Because the exam is tied to your course completion, you cannot sit for the WRT exam without first completing an IICRC-approved WRT course. There is no alternative pathway, challenge exam, or experience-based substitution publicly disclosed. This integration between course and exam is intentional - the course materials are the primary source of exam content.

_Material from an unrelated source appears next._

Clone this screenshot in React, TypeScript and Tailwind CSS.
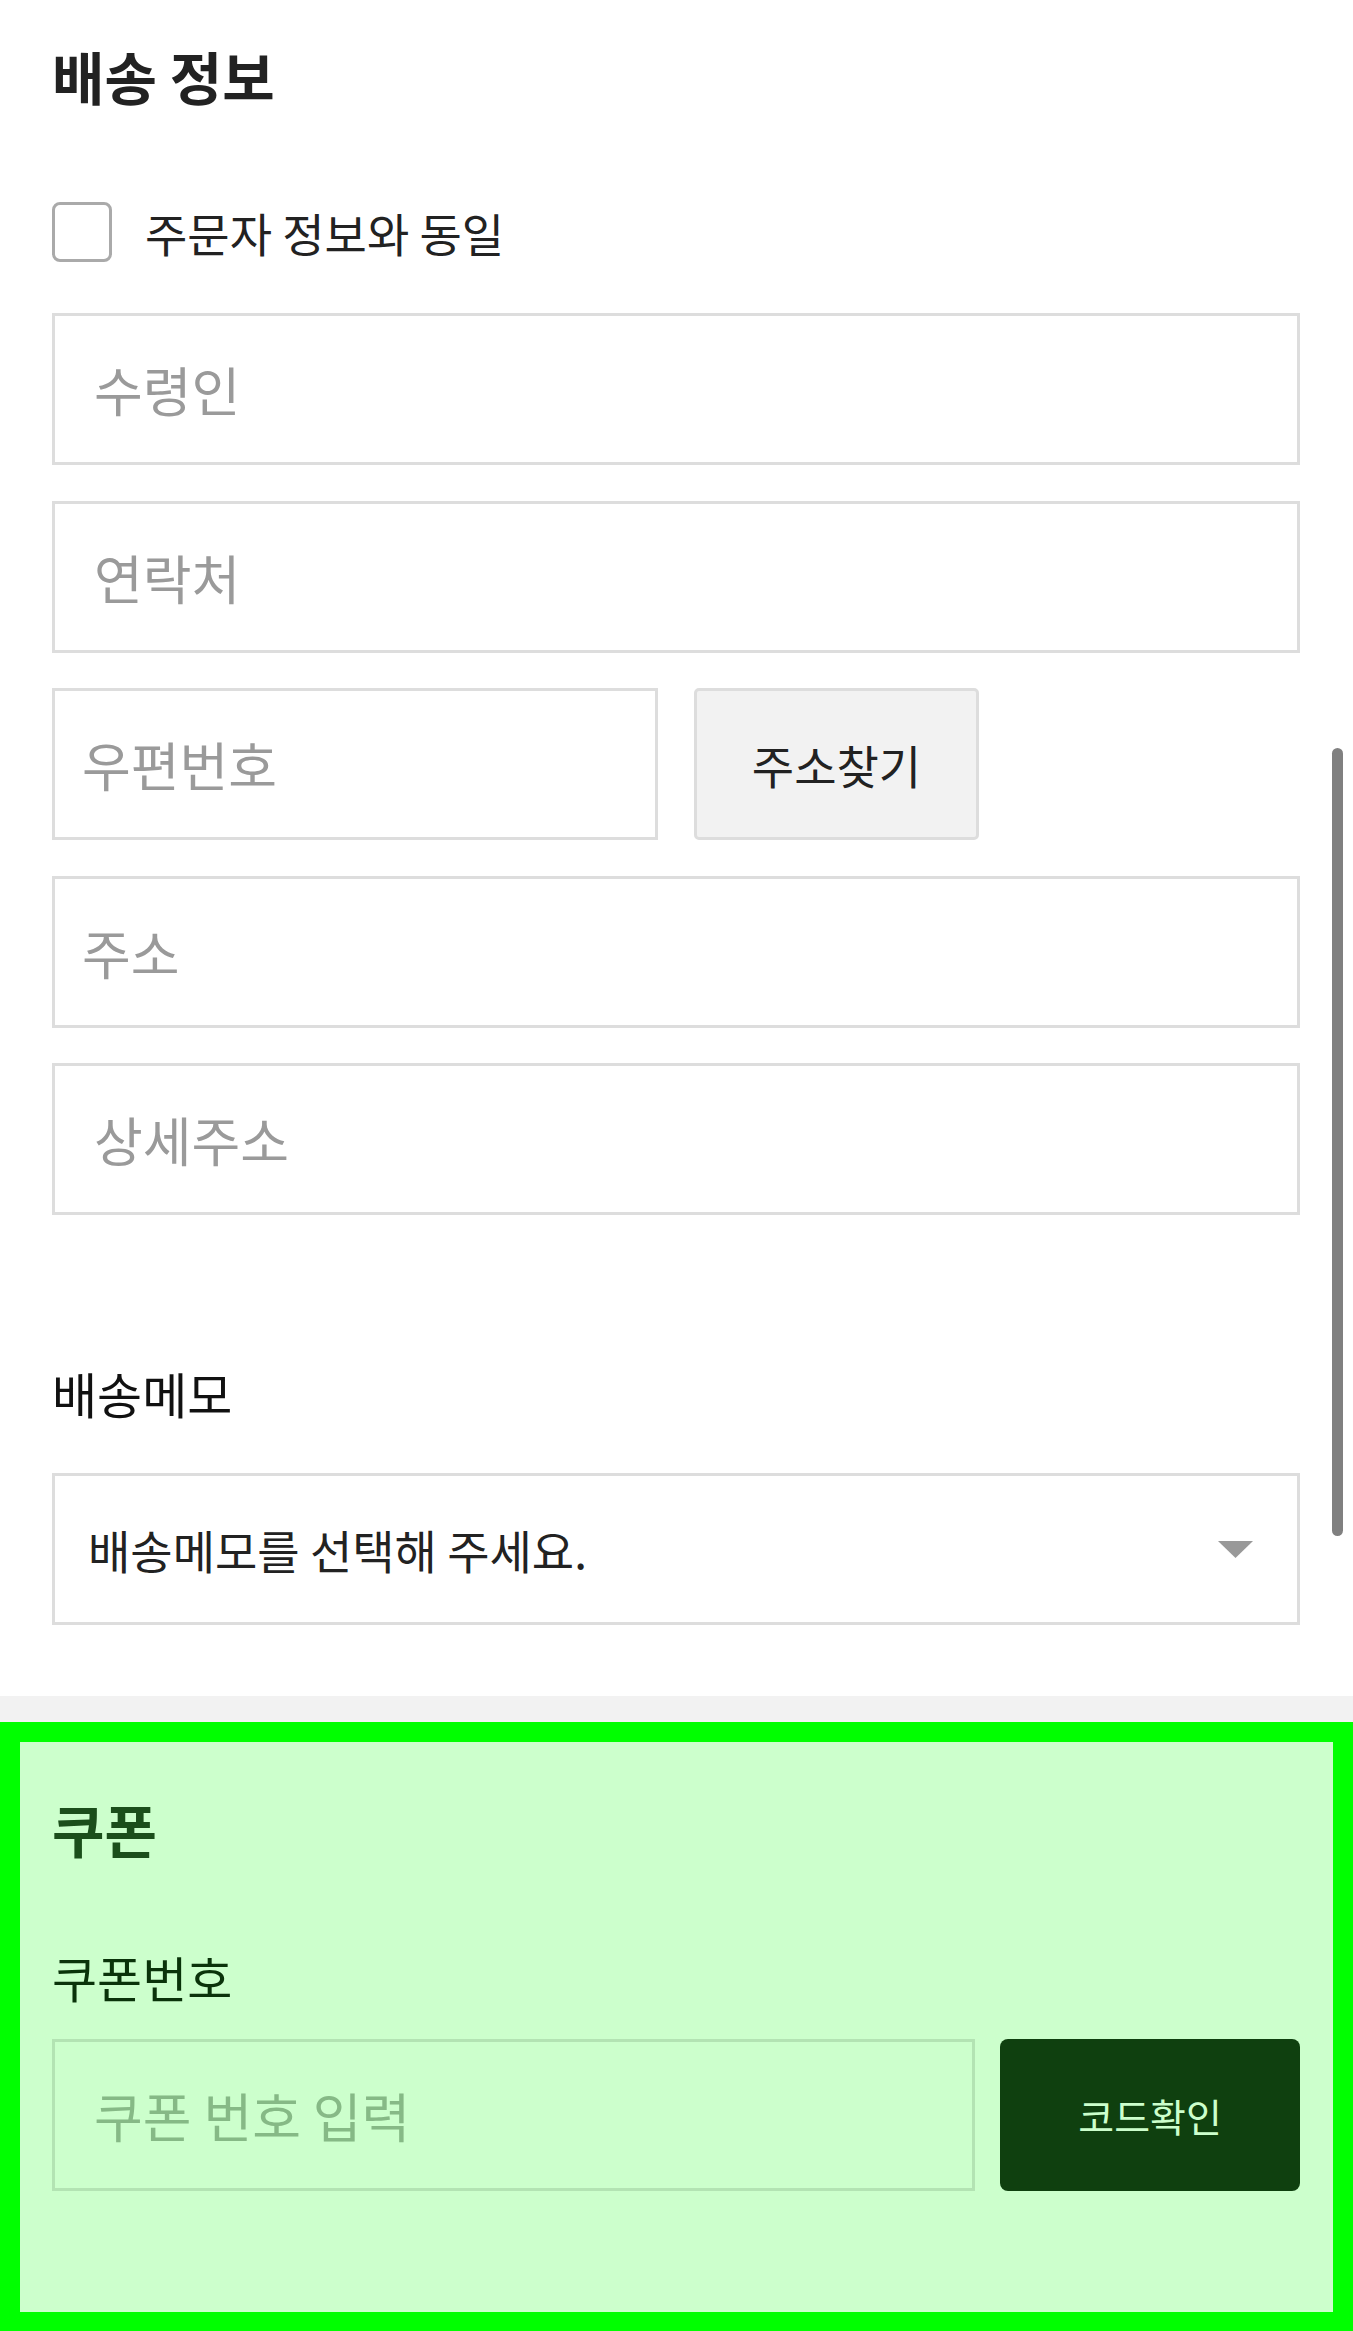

A WRT-Specific Study Schedule Built Around Domain 1

Because the WRT has one domain rather than several, your study schedule should be organized by subject area within that domain rather than by domain number. Here is a realistic framework for a candidate who has just completed their WRT course and has two to three weeks before the exam:

Week 1

Psychrometrics and Water Behavior

  • Review psychrometric chart interpretation daily - it underpins multiple question types
  • Practice calculating grain depression and specific humidity from sample scenarios
  • Connect psychrometric concepts to equipment selection decisions
  • Run a timed 20-question practice set focused on moisture science
Week 2

Categories, Classes, Equipment, and Structural Drying

  • Memorize category definitions and their protocol implications - not just the definitions alone
  • Work through class-based equipment quantity scenarios using S500 guidance
  • Review air mover placement diagrams and dehumidifier selection criteria
  • Run mixed practice sets combining category/class questions with equipment selection
Week 3

Safety, Documentation, and Full-Length Practice

  • Review PPE requirements by category and contamination level
  • Study documentation standards: what gets logged, how often, and why
  • Take at least two full 84-question timed practice exams at WRT Exam Prep practice tests
  • Review every missed question by tracing it back to its source concept in your course materials

For exam-day execution - timing strategy, question flagging, and managing difficult scenarios - the WRT Exam Day Tips: 15 Strategies to Maximize Your Score gives you a concrete game plan for the day itself.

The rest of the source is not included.